Copy out each line that mentions the word "index".
## start INPUT FOR THIS TASK
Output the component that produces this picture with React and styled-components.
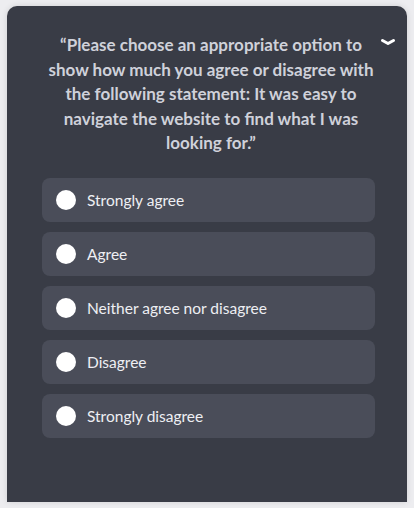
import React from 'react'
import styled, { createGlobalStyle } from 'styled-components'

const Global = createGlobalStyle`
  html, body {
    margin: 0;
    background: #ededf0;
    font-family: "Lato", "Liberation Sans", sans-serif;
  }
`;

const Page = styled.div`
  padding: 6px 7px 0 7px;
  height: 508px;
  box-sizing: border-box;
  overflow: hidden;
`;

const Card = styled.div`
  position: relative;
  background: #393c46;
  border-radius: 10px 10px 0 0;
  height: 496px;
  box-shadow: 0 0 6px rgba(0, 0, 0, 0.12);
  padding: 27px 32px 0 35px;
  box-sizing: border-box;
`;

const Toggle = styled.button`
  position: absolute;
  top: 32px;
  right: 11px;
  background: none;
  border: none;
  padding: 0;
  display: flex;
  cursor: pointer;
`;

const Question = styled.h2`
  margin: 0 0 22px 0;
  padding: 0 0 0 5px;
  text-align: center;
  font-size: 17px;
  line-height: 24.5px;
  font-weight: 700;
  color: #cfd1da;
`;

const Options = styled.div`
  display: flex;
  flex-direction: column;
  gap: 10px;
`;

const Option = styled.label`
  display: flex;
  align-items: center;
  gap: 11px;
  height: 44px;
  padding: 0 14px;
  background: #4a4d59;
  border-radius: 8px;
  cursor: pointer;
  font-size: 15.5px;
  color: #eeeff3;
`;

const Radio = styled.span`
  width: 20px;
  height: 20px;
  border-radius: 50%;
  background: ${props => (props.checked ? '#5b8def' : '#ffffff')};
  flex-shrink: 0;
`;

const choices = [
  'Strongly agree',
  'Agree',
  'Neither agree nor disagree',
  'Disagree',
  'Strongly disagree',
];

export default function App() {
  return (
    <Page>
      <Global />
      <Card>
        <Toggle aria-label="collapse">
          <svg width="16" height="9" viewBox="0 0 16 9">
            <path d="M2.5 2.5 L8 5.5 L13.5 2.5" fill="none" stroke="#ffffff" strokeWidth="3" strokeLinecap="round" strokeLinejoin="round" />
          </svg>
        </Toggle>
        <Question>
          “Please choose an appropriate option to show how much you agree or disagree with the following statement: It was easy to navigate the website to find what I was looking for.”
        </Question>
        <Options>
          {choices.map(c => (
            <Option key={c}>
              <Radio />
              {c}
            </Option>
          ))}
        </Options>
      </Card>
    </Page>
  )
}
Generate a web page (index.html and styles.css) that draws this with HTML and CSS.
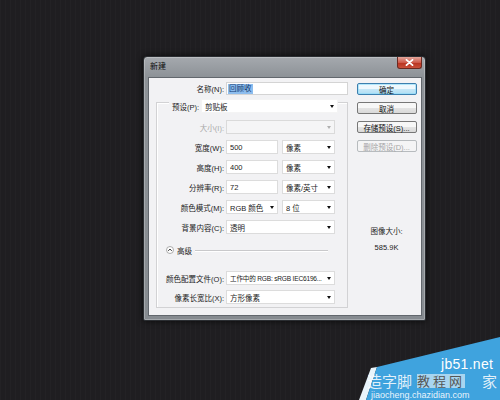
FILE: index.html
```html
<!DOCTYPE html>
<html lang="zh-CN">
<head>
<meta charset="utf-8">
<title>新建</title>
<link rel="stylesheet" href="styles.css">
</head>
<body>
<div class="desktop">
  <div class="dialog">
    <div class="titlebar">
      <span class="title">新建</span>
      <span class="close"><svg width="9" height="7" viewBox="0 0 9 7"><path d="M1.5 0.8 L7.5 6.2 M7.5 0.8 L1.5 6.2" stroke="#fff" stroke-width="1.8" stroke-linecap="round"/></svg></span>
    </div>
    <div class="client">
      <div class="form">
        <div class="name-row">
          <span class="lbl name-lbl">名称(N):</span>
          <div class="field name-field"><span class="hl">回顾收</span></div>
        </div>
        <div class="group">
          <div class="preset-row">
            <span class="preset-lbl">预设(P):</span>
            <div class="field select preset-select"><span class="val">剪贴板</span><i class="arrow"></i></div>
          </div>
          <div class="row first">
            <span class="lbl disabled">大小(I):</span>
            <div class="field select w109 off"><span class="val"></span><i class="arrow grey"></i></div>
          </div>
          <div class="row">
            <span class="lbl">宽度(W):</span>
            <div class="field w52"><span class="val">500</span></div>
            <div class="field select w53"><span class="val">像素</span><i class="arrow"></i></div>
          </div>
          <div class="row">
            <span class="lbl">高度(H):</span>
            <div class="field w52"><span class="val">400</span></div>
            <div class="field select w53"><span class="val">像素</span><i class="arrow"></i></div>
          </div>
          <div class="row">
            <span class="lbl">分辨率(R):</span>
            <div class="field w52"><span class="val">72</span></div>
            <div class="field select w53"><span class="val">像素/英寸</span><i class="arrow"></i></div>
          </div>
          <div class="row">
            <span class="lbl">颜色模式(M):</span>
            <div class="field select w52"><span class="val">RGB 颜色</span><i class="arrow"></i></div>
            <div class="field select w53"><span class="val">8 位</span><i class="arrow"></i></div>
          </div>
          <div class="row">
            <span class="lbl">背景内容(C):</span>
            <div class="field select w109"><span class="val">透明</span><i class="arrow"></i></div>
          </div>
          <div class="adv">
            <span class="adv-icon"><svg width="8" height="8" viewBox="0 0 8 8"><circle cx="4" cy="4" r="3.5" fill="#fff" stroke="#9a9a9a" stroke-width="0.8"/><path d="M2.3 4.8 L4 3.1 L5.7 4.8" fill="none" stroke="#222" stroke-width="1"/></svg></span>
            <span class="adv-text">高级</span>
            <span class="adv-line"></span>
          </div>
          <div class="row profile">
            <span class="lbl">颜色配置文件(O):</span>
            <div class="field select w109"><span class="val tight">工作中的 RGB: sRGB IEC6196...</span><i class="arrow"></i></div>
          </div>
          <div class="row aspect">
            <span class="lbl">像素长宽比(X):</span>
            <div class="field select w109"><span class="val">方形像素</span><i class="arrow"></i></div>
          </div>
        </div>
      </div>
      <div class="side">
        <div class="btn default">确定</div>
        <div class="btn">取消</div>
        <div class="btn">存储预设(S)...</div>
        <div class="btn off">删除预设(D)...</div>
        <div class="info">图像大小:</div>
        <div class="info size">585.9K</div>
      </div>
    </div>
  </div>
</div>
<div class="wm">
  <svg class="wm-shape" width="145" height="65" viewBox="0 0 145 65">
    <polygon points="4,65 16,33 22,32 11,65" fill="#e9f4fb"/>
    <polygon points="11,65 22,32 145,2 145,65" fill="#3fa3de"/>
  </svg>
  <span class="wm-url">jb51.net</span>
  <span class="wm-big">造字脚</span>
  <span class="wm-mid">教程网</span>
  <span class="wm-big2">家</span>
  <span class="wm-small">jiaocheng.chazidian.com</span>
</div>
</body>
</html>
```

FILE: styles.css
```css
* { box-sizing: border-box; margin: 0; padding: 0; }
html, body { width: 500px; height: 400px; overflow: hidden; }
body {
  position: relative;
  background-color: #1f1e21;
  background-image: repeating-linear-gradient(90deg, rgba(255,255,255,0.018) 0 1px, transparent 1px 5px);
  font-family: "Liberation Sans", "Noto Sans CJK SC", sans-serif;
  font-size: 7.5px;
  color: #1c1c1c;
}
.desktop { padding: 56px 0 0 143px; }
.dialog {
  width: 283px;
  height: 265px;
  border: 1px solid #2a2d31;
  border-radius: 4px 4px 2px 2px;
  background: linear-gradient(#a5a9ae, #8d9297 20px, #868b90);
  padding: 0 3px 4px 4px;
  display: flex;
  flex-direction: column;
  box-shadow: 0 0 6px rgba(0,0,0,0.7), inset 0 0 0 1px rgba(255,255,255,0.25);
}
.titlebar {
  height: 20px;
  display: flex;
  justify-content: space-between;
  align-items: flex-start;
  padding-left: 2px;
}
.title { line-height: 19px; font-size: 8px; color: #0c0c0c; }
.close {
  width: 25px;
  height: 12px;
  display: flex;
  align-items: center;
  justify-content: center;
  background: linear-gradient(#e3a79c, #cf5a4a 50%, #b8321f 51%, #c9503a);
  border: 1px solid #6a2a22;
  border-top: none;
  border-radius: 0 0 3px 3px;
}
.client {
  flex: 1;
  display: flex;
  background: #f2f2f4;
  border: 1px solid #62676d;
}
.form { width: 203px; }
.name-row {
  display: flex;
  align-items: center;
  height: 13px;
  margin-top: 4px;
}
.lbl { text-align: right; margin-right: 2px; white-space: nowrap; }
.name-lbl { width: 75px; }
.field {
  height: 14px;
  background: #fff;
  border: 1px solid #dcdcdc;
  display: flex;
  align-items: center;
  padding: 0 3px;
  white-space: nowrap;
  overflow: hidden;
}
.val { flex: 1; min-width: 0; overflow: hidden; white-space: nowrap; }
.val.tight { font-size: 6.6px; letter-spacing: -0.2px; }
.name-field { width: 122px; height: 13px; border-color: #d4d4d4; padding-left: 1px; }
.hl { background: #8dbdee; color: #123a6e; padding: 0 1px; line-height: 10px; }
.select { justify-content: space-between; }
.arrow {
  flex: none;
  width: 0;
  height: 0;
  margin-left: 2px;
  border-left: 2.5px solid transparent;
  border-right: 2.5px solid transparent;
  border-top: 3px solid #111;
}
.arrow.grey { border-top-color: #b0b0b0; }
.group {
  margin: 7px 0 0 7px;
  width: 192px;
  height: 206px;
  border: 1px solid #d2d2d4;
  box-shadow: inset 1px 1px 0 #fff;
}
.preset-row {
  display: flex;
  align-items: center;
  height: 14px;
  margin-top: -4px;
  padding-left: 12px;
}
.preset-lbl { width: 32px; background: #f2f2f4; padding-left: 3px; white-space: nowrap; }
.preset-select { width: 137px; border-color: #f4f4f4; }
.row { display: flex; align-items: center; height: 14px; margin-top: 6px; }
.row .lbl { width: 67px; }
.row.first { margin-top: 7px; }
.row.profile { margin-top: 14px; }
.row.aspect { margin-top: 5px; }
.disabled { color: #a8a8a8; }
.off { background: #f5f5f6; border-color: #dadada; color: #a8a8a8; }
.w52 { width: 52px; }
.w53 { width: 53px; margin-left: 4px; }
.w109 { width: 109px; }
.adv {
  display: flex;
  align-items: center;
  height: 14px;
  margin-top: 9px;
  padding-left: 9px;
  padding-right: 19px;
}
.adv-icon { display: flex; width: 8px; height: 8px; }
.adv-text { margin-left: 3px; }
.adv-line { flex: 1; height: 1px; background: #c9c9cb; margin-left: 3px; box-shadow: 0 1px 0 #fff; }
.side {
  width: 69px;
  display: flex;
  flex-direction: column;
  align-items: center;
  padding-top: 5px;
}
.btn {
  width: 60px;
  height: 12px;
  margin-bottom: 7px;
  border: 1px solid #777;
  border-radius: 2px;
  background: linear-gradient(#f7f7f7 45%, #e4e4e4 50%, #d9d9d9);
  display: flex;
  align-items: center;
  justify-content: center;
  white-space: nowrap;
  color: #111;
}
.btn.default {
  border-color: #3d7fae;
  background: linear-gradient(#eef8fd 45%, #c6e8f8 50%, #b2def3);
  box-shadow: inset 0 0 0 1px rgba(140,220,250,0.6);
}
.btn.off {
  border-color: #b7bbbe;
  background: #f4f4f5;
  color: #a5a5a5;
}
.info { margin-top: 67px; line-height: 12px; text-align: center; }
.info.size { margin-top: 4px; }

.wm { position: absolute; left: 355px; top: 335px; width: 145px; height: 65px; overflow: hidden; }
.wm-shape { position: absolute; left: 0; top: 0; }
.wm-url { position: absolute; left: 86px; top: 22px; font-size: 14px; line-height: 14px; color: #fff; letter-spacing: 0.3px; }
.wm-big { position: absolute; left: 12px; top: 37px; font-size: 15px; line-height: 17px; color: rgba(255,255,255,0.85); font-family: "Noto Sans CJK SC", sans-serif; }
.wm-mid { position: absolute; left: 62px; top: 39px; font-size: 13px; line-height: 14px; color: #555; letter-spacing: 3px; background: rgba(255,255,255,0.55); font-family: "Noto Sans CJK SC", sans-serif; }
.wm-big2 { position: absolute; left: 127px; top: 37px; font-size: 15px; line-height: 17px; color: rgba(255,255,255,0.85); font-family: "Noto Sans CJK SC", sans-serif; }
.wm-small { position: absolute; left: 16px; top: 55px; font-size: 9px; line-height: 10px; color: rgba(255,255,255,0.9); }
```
## end INPUT FOR THIS TASK
- COMPLETE OUTPUT
Generate a web page (index.html and styles.css) that draws this with HTML and CSS.
FILE: index.html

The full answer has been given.